I know this isn’t a gambling post, but, try outplayed.com.

Play the bookies at their own game.

Good luck with the spreadsheet, I did my own about 8 years ago on google sheets and it was invaluable. Albeit not concise, it was quite large with multiple different equations but did the job!

I'd personally just ignore the mention of the gambling side of the 'discussion' Everything i have listed on my headings because in general I'm happy with the spending side of things and I'm fully aware that removing the gambling element would save me on average £700 a year cos its just the lottery and postcode lottery. I do have other gambling things but they're free bets so I'm not even spending anything but I can win stuff back.

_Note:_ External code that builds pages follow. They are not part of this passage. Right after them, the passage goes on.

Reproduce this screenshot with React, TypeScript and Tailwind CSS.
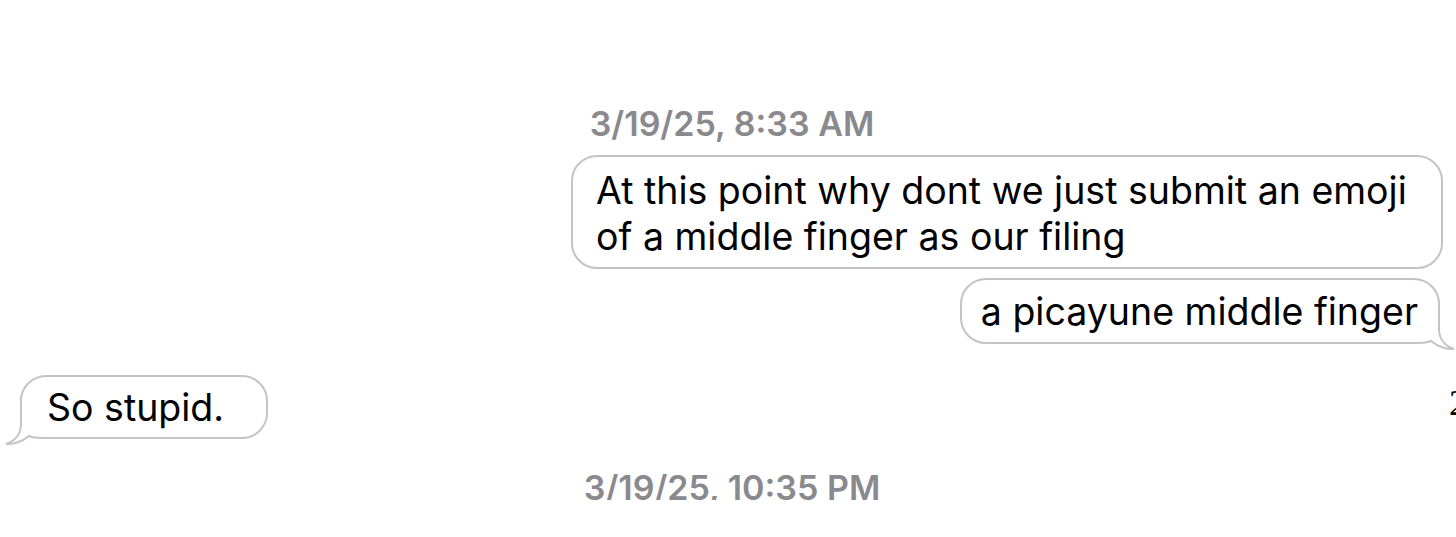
import React from "react";

function Tail({ side }: { side: "left" | "right" }) {
  const pos =
    side === "right"
      ? "right-[-20px] bottom-[-9px]"
      : "left-[-20px] bottom-[-9px] -scale-x-100";
  return (
    <svg
      className={`absolute ${pos} w-[54px] h-[50px] pointer-events-none`}
      viewBox="0 0 54 50"
      width={54}
      height={50}
    >
      <path
        d="M0,0 H37 V28 C37,38 42,44 51,48.5 C44,49.5 34,46 27,41.5 C23,43.5 18,44.5 0,44.5 Z"
        fill="#ffffff"
      />
      <path
        d="M35,0 V28 C35,38 41,45 50,48 C44,48.5 34,46 27,40 C23,42 18,42 0,42"
        fill="none"
        stroke="#c4c4c6"
        strokeWidth={2}
      />
    </svg>
  );
}

export default function App() {
  return (
    <div className="w-[1456px] h-[537px] overflow-hidden bg-white flex flex-col pt-[103px] font-['Inter','Noto_Sans',sans-serif] text-black">
      <div className="pl-[8px] text-center text-[34px] leading-[42px] font-semibold text-[#8a8a8e]">
        3/19/25, 8:33 AM
      </div>

      <div className="flex justify-end pr-[13px] mt-[10px]">
        <div className="w-[872px] rounded-[26px] border-2 border-[#c4c4c6] pl-[23px] pr-[10px] pt-[11px] pb-[7px] text-[37.5px] leading-[46px] whitespace-nowrap">
          At this point why dont we just submit an emoji
          <br />
          of a middle finger as our filing
        </div>
      </div>

      <div className="flex justify-end pr-[16px] mt-[9px]">
        <div className="relative rounded-[26px] border-2 border-[#c4c4c6] pl-[19px] pr-[20px] pt-[9px] pb-[7px] text-[37.5px] leading-[46px] whitespace-nowrap">
          <Tail side="right" />
          <span className="relative">a picayune middle finger</span>
        </div>
      </div>

      <div className="flex items-start mt-[31px] pl-[20px]">
        <div className="relative w-[248px] rounded-[26px] border-2 border-[#c4c4c6] pl-[25px] pt-[8px] pb-[6px] text-[37.5px] leading-[46px] whitespace-nowrap">
          <Tail side="left" />
          <span className="relative">So stupid.</span>
        </div>
        <span className="ml-auto mr-[-11px] mt-[10px] font-['Liberation_Serif',serif] text-[36px] leading-[36px] text-black">
          2
        </span>
      </div>

      <div className="mt-[28px] h-[33px] overflow-hidden pl-[8px] text-center text-[34px] leading-[42px] font-semibold text-[#8a8a8e]">
        3/19/25, 10:35 PM
      </div>
    </div>
  );
}
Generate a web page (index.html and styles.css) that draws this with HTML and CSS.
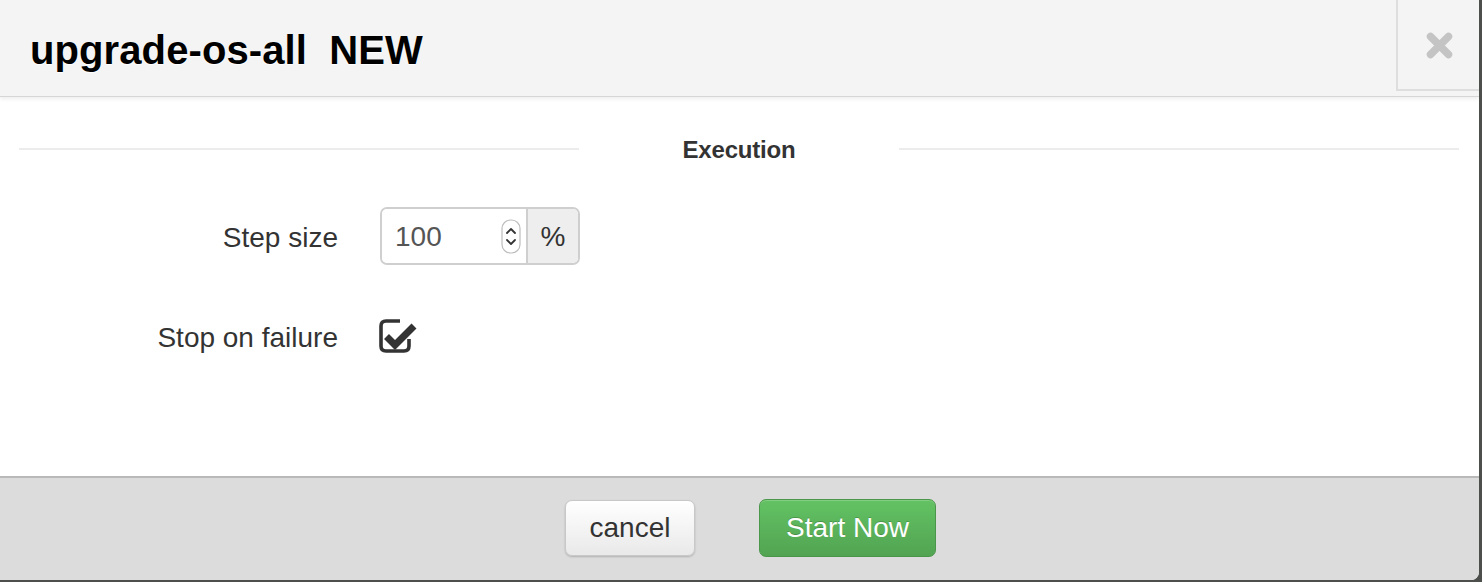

Also if we're going for extreme savings side of things, I'd probably remove the £15 a month i put towards the Guide Dogs since charity begins at home! :p Although radderfire highlighted potential areas for savings, I've incorporated savings and investments in my spreadsheet already.

As an example, I spent over £6k in food and drink last year. I think that sounds a lot so I'd like to see how things compare this year.

As a footnote to my spreadsheet I do also have this written :-

1. Can I cut this out or cancel it completely?
2. Can I live with less of it?
3. Can I get the same thing cheaper from somewhere else?